#### WORK TO COMPLETE
Copy everything in the data below exactly except the pictures.

#### DATA SHOWN

--*--

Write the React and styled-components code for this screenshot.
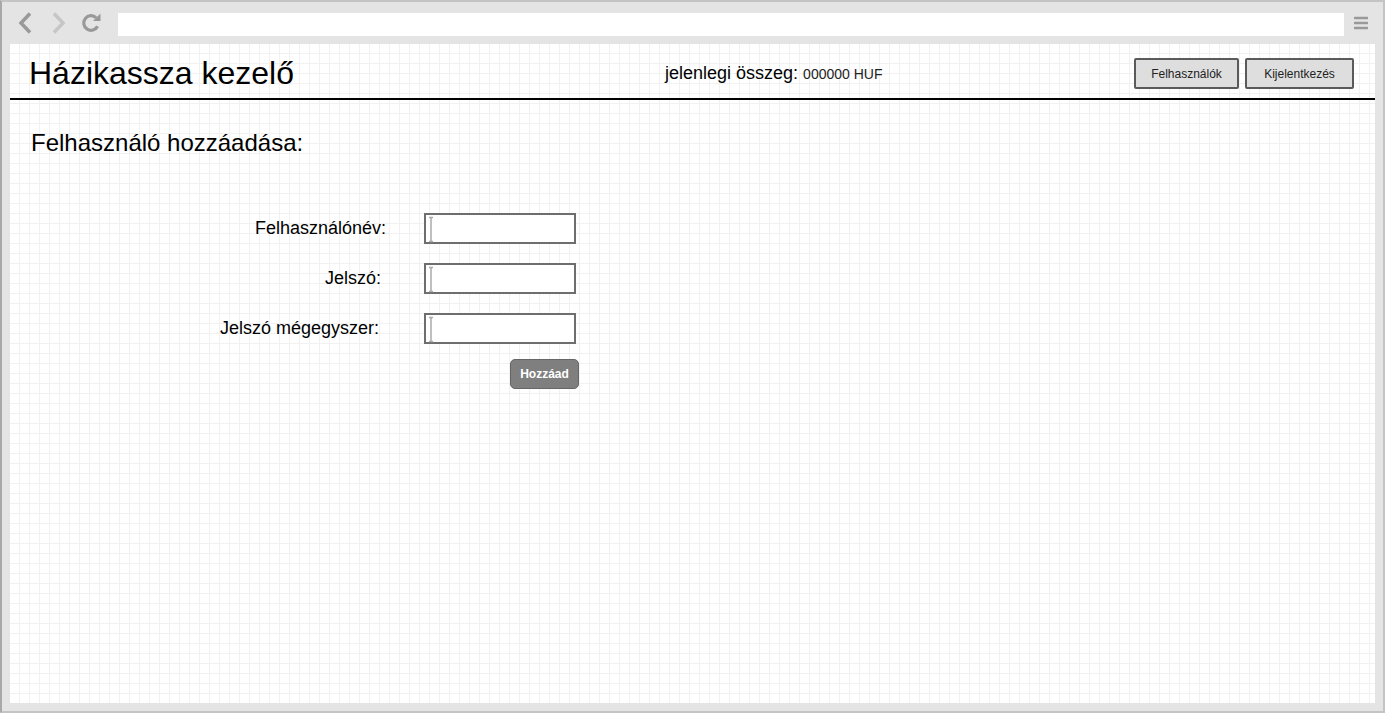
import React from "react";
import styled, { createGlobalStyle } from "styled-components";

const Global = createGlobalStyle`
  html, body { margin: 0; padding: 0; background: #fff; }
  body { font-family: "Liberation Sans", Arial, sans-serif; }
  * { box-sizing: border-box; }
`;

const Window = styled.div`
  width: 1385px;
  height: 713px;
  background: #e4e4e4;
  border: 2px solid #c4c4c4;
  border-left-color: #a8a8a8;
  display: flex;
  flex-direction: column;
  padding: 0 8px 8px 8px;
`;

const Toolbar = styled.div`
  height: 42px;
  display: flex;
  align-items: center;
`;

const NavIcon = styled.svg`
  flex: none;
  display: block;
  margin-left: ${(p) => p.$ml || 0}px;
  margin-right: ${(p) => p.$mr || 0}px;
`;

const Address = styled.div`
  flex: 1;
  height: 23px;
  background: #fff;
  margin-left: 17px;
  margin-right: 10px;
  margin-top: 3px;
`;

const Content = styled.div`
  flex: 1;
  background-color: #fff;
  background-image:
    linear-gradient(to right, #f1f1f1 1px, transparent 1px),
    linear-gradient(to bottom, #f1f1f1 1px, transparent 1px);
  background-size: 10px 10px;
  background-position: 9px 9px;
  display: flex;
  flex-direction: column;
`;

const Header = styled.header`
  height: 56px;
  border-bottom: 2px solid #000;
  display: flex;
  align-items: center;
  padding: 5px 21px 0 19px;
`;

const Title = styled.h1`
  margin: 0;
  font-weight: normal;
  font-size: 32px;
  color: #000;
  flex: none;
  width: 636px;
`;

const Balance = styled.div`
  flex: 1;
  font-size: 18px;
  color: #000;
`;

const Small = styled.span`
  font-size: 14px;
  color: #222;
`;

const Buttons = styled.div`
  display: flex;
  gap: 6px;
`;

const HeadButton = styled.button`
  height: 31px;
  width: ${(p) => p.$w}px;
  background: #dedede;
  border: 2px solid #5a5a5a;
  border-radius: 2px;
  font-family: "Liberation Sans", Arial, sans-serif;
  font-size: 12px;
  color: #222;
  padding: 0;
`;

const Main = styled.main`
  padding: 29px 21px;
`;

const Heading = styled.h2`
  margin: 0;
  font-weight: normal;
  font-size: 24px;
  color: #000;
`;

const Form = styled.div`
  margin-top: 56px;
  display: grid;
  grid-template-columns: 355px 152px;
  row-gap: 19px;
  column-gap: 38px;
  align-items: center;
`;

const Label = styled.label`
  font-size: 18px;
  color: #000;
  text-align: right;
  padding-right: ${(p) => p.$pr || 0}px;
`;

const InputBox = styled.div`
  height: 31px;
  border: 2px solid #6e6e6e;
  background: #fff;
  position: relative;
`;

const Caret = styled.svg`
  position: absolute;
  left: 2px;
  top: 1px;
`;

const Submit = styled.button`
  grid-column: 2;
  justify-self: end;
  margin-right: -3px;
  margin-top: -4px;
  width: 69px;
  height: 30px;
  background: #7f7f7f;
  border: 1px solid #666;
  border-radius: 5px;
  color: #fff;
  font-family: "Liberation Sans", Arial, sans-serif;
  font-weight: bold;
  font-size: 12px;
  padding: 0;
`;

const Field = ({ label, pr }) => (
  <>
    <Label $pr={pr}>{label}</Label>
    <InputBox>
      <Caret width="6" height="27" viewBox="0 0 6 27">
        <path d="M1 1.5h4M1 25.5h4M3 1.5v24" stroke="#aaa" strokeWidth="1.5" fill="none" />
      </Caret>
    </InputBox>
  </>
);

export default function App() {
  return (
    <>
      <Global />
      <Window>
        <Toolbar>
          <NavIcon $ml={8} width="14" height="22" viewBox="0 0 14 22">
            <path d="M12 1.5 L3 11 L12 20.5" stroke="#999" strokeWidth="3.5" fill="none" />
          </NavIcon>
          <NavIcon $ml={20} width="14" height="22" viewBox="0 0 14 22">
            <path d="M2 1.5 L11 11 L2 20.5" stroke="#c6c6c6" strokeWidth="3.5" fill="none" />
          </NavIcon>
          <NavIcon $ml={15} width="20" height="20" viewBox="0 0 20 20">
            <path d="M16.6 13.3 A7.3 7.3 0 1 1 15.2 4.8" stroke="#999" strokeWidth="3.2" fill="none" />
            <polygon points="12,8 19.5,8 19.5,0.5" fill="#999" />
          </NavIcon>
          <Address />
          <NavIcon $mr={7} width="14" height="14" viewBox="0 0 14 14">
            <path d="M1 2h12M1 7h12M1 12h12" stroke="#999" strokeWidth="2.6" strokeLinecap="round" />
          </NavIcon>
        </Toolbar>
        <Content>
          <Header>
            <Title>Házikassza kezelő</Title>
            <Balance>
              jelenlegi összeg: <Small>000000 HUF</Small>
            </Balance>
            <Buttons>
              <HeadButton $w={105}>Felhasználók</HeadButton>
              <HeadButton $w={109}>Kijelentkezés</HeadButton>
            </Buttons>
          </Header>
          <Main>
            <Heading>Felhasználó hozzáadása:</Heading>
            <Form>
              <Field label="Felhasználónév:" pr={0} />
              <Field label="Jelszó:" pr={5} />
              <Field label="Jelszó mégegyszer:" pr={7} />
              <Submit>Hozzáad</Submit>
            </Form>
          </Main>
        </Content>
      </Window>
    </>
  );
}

--*--

#### TASK RESULT
Write the React and styled-components code for this screenshot.
import React from "react";
import styled, { createGlobalStyle } from "styled-components";

const Global = createGlobalStyle`
  html, body { margin: 0; padding: 0; background: #fff; }
  body { font-family: "Liberation Sans", Arial, sans-serif; }
  * { box-sizing: border-box; }
`;

const Window = styled.div`
  width: 1385px;
  height: 713px;
  background: #e4e4e4;
  border: 2px solid #c4c4c4;
  border-left-color: #a8a8a8;
  display: flex;
  flex-direction: column;
  padding: 0 8px 8px 8px;
`;

const Toolbar = styled.div`
  height: 42px;
  display: flex;
  align-items: center;
`;

const NavIcon = styled.svg`
  flex: none;
  display: block;
  margin-left: ${(p) => p.$ml || 0}px;
  margin-right: ${(p) => p.$mr || 0}px;
`;

const Address = styled.div`
  flex: 1;
  height: 23px;
  background: #fff;
  margin-left: 17px;
  margin-right: 10px;
  margin-top: 3px;
`;

const Content = styled.div`
  flex: 1;
  background-color: #fff;
  background-image:
    linear-gradient(to right, #f1f1f1 1px, transparent 1px),
    linear-gradient(to bottom, #f1f1f1 1px, transparent 1px);
  background-size: 10px 10px;
  background-position: 9px 9px;
  display: flex;
  flex-direction: column;
`;

const Header = styled.header`
  height: 56px;
  border-bottom: 2px solid #000;
  display: flex;
  align-items: center;
  padding: 5px 21px 0 19px;
`;

const Title = styled.h1`
  margin: 0;
  font-weight: normal;
  font-size: 32px;
  color: #000;
  flex: none;
  width: 636px;
`;

const Balance = styled.div`
  flex: 1;
  font-size: 18px;
  color: #000;
`;

const Small = styled.span`
  font-size: 14px;
  color: #222;
`;

const Buttons = styled.div`
  display: flex;
  gap: 6px;
`;

const HeadButton = styled.button`
  height: 31px;
  width: ${(p) => p.$w}px;
  background: #dedede;
  border: 2px solid #5a5a5a;
  border-radius: 2px;
  font-family: "Liberation Sans", Arial, sans-serif;
  font-size: 12px;
  color: #222;
  padding: 0;
`;

const Main = styled.main`
  padding: 29px 21px;
`;

const Heading = styled.h2`
  margin: 0;
  font-weight: normal;
  font-size: 24px;
  color: #000;
`;

const Form = styled.div`
  margin-top: 56px;
  display: grid;
  grid-template-columns: 355px 152px;
  row-gap: 19px;
  column-gap: 38px;
  align-items: center;
`;

const Label = styled.label`
  font-size: 18px;
  color: #000;
  text-align: right;
  padding-right: ${(p) => p.$pr || 0}px;
`;

const InputBox = styled.div`
  height: 31px;
  border: 2px solid #6e6e6e;
  background: #fff;
  position: relative;
`;

const Caret = styled.svg`
  position: absolute;
  left: 2px;
  top: 1px;
`;

const Submit = styled.button`
  grid-column: 2;
  justify-self: end;
  margin-right: -3px;
  margin-top: -4px;
  width: 69px;
  height: 30px;
  background: #7f7f7f;
  border: 1px solid #666;
  border-radius: 5px;
  color: #fff;
  font-family: "Liberation Sans", Arial, sans-serif;
  font-weight: bold;
  font-size: 12px;
  padding: 0;
`;

const Field = ({ label, pr }) => (
  <>
    <Label $pr={pr}>{label}</Label>
    <InputBox>
      <Caret width="6" height="27" viewBox="0 0 6 27">
        <path d="M1 1.5h4M1 25.5h4M3 1.5v24" stroke="#aaa" strokeWidth="1.5" fill="none" />
      </Caret>
    </InputBox>
  </>
);

export default function App() {
  return (
    <>
      <Global />
      <Window>
        <Toolbar>
          <NavIcon $ml={8} width="14" height="22" viewBox="0 0 14 22">
            <path d="M12 1.5 L3 11 L12 20.5" stroke="#999" strokeWidth="3.5" fill="none" />
          </NavIcon>
          <NavIcon $ml={20} width="14" height="22" viewBox="0 0 14 22">
            <path d="M2 1.5 L11 11 L2 20.5" stroke="#c6c6c6" strokeWidth="3.5" fill="none" />
          </NavIcon>
          <NavIcon $ml={15} width="20" height="20" viewBox="0 0 20 20">
            <path d="M16.6 13.3 A7.3 7.3 0 1 1 15.2 4.8" stroke="#999" strokeWidth="3.2" fill="none" />
            <polygon points="12,8 19.5,8 19.5,0.5" fill="#999" />
          </NavIcon>
          <Address />
          <NavIcon $mr={7} width="14" height="14" viewBox="0 0 14 14">
            <path d="M1 2h12M1 7h12M1 12h12" stroke="#999" strokeWidth="2.6" strokeLinecap="round" />
          </NavIcon>
        </Toolbar>
        <Content>
          <Header>
            <Title>Házikassza kezelő</Title>
            <Balance>
              jelenlegi összeg: <Small>000000 HUF</Small>
            </Balance>
            <Buttons>
              <HeadButton $w={105}>Felhasználók</HeadButton>
              <HeadButton $w={109}>Kijelentkezés</HeadButton>
            </Buttons>
          </Header>
          <Main>
            <Heading>Felhasználó hozzáadása:</Heading>
            <Form>
              <Field label="Felhasználónév:" pr={0} />
              <Field label="Jelszó:" pr={5} />
              <Field label="Jelszó mégegyszer:" pr={7} />
              <Submit>Hozzáad</Submit>
            </Form>
          </Main>
        </Content>
      </Window>
    </>
  );
}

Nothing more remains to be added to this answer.